**SET PROBLEM**
Repeat verbatim the lines from the one containing "Convert this screenshot to React, TypeScript" to the one containing "import React from", ends included, minus any pictures.
== PROVIDED DATA
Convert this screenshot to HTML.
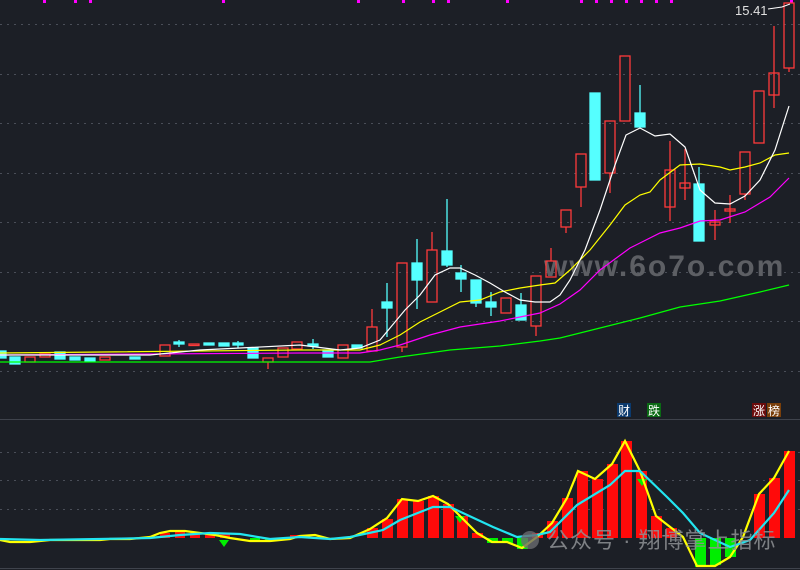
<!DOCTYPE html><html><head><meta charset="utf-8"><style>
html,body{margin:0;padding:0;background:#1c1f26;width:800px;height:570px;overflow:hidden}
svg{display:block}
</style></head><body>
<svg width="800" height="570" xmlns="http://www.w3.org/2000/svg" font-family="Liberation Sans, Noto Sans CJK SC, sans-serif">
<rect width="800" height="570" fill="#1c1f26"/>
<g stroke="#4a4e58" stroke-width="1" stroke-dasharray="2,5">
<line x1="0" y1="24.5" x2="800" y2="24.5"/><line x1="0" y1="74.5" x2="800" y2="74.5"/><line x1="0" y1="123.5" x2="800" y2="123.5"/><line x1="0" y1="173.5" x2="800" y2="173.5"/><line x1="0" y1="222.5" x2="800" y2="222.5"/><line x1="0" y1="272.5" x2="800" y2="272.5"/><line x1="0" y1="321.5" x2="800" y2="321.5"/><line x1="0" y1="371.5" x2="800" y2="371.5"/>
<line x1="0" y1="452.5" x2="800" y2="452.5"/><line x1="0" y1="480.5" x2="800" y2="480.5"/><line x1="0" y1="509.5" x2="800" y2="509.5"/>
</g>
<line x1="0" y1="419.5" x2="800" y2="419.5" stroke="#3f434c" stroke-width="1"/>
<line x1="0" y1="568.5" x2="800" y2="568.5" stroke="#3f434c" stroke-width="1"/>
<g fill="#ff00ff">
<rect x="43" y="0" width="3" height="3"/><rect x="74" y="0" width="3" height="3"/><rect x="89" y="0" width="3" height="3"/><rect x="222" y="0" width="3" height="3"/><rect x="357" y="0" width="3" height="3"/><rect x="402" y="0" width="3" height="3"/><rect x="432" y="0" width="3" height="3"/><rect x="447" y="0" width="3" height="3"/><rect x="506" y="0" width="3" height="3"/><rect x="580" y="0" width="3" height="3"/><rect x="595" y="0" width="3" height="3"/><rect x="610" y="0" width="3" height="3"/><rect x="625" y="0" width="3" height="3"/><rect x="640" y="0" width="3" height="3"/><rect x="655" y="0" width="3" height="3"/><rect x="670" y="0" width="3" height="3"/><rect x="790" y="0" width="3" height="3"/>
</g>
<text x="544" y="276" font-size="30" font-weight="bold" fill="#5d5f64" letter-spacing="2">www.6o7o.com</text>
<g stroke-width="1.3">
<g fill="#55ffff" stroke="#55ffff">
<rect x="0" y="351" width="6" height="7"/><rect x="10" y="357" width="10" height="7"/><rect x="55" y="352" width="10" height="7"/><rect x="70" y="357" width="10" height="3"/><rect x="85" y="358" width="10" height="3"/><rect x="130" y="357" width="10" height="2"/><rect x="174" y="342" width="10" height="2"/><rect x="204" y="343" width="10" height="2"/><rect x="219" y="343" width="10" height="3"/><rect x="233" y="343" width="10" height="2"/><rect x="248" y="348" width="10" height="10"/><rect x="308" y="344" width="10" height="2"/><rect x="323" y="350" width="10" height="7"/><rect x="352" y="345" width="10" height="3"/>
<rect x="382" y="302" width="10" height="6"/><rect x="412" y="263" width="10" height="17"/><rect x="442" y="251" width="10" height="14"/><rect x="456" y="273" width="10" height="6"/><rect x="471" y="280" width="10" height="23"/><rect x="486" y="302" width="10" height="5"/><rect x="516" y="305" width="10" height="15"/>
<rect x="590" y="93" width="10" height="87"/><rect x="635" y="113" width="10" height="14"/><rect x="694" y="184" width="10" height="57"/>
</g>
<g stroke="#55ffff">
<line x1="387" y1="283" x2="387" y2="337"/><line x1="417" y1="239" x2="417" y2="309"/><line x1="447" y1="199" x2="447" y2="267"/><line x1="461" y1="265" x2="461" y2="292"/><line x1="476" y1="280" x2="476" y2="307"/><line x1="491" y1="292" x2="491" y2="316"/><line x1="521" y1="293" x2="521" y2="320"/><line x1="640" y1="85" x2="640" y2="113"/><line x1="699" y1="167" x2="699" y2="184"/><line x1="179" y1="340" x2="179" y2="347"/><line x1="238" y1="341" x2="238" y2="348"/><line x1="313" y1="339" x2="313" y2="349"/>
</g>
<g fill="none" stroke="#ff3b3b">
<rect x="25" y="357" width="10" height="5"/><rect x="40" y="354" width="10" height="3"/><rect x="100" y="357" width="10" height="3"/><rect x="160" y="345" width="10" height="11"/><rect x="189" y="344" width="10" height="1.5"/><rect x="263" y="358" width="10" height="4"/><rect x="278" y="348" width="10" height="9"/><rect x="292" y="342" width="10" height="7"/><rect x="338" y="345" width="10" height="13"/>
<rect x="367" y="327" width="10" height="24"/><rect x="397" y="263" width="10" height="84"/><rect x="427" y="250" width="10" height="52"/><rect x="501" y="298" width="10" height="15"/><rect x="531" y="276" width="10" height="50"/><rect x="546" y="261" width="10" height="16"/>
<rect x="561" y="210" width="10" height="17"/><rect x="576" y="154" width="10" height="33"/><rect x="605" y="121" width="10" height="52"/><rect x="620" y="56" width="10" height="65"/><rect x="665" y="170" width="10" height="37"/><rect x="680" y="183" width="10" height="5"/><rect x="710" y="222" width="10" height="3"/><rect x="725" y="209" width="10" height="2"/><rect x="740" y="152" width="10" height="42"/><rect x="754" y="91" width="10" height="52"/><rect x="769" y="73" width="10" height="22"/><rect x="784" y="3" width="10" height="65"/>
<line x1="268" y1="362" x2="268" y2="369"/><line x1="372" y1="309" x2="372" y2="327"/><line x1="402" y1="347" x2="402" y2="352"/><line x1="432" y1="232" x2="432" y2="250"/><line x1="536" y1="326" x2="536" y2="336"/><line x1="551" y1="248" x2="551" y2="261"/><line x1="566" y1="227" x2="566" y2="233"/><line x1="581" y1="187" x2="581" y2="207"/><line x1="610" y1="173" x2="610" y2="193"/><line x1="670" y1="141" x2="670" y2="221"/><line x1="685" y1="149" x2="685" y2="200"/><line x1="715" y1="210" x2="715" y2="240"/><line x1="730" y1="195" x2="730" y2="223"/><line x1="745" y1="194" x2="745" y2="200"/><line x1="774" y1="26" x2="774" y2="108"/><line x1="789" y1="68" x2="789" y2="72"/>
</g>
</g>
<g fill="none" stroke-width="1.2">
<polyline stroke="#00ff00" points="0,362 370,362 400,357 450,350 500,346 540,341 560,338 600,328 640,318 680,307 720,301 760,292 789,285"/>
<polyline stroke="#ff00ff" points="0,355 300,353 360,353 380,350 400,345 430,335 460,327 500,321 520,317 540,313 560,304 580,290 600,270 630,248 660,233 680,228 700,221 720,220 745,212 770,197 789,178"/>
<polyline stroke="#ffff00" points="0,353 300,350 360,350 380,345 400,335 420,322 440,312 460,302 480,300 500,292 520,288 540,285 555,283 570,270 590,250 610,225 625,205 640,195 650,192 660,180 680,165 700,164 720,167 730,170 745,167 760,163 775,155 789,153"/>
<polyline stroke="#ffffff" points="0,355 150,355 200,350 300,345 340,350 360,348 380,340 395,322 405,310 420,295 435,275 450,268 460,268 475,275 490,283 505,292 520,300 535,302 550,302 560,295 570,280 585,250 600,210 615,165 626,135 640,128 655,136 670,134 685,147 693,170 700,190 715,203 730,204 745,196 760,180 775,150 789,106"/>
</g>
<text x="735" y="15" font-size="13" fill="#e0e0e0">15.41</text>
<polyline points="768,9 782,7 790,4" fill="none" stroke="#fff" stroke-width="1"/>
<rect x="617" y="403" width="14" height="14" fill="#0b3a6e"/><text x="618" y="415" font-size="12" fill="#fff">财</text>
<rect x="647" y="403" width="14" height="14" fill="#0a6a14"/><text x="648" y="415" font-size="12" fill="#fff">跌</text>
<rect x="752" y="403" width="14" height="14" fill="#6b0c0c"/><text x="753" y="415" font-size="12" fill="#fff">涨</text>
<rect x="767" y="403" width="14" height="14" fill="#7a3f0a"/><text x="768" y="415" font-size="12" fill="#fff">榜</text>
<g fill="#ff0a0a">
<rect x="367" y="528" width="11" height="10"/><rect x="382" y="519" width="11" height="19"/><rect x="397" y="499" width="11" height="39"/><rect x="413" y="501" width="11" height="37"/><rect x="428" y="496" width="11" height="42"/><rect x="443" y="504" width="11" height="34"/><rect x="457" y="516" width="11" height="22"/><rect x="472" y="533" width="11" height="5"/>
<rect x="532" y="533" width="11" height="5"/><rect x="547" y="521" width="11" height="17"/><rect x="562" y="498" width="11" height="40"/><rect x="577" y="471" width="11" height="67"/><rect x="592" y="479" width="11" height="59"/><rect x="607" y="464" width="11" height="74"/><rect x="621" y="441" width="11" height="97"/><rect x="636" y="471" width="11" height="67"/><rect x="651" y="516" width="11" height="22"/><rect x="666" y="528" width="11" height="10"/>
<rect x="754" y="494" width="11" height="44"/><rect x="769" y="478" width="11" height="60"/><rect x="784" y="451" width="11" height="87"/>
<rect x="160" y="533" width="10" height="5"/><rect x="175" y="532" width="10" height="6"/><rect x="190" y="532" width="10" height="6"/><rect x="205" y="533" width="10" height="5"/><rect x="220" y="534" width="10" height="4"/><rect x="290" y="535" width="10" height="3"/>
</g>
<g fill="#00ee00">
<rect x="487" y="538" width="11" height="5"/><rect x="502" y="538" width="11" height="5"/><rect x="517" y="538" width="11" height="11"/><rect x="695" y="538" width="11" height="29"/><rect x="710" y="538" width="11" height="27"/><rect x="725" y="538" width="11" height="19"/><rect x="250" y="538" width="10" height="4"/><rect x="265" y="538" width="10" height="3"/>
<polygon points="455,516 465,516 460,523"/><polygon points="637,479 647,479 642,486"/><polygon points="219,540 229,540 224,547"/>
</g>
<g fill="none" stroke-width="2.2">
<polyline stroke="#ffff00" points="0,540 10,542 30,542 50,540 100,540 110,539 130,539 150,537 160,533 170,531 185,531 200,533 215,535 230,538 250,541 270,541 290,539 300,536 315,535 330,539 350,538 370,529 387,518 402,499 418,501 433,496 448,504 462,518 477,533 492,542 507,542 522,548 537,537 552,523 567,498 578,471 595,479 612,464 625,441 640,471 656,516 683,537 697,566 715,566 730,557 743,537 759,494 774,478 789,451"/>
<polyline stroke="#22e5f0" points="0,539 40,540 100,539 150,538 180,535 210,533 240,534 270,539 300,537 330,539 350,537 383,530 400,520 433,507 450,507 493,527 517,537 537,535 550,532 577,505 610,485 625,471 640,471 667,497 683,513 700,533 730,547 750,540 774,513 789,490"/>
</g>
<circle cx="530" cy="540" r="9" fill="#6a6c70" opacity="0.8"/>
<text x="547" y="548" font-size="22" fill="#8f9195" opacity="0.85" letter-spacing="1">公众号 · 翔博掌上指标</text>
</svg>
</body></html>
====
== PROVIDED DATA
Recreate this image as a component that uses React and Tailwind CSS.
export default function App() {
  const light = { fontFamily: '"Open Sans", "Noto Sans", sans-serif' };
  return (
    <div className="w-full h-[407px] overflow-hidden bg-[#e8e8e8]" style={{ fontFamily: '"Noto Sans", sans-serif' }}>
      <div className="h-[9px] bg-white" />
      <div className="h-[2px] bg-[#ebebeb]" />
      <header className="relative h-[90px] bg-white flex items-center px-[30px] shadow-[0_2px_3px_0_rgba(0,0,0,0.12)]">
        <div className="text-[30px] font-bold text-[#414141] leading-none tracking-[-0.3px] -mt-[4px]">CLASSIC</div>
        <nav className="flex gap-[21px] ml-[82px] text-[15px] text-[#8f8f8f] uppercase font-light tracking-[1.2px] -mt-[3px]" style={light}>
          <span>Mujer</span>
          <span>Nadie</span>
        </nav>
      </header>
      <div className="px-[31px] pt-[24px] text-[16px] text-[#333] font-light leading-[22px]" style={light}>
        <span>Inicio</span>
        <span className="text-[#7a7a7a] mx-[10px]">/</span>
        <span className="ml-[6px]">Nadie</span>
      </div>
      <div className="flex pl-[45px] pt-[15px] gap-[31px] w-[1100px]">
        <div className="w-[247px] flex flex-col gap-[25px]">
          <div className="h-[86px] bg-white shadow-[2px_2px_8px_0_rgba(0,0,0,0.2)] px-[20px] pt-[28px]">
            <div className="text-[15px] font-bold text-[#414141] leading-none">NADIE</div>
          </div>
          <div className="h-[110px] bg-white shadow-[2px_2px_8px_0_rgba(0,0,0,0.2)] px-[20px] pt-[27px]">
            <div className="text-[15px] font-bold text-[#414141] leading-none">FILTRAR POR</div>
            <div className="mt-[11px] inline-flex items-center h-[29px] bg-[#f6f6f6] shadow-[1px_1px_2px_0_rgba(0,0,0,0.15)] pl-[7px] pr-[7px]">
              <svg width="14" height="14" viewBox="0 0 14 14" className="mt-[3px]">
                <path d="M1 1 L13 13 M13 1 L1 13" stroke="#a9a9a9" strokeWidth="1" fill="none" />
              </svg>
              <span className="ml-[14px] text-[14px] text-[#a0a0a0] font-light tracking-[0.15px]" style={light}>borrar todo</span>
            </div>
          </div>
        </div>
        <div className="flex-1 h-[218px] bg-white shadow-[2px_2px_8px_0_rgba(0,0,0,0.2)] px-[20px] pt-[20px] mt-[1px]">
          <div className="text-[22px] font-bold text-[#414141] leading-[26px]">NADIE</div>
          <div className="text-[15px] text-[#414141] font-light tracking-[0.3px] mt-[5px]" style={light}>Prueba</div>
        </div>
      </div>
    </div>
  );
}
====
== PROVIDED DATA
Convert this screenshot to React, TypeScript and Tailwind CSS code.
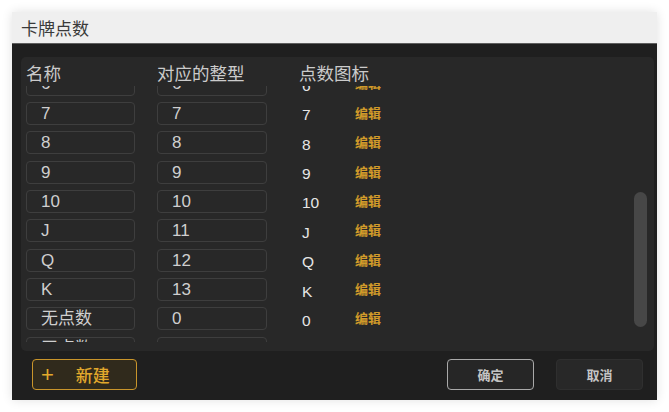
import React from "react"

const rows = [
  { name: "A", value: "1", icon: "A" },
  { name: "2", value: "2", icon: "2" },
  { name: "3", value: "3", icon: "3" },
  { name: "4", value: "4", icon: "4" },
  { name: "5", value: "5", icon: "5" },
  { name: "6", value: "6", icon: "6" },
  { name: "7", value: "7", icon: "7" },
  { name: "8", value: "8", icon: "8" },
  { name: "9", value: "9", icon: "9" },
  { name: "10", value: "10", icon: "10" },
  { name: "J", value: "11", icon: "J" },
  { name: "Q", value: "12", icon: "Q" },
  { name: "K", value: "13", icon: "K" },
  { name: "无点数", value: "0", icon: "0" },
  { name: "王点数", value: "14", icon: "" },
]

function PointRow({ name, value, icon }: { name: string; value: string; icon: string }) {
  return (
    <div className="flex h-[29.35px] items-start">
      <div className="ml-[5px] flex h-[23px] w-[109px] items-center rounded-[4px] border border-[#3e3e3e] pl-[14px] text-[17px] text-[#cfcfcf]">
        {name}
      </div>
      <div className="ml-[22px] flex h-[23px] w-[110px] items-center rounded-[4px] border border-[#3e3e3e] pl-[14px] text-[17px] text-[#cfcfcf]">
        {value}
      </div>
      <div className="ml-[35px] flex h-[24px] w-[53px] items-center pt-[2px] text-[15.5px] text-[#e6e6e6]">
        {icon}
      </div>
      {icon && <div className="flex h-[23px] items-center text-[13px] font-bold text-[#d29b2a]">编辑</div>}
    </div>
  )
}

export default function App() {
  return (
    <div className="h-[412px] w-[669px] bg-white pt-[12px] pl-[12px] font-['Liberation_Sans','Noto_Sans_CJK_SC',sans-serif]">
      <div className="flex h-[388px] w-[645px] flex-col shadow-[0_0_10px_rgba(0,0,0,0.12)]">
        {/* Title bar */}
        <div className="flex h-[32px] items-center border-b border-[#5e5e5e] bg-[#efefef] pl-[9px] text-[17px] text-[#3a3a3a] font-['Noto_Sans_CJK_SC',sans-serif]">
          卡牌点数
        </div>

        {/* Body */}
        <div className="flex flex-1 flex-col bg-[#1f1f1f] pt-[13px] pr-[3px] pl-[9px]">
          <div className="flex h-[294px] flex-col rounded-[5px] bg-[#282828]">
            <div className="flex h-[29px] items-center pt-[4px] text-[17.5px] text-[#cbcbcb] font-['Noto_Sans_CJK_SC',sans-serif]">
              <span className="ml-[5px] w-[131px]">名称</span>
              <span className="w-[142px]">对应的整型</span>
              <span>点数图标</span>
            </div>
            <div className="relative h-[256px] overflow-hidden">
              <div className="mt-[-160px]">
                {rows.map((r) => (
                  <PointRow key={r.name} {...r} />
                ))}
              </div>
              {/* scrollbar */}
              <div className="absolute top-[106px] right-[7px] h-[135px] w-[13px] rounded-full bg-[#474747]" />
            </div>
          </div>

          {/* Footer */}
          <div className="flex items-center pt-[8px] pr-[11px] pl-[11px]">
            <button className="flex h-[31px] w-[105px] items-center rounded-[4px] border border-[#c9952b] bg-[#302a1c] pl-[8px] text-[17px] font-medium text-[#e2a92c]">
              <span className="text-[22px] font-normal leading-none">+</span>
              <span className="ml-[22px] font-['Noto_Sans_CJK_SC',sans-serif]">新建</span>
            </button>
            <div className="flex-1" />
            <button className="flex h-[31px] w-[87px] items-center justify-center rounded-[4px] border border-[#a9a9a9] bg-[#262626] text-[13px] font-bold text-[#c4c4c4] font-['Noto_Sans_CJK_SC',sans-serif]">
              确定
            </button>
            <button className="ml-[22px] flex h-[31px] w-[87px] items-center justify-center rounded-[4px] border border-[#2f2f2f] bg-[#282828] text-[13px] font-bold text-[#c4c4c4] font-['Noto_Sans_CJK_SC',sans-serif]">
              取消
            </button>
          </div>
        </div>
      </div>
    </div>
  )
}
====
**ANSWER TO THIS PROBLEM**
Convert this screenshot to React, TypeScript and Tailwind CSS code.
import React from "react"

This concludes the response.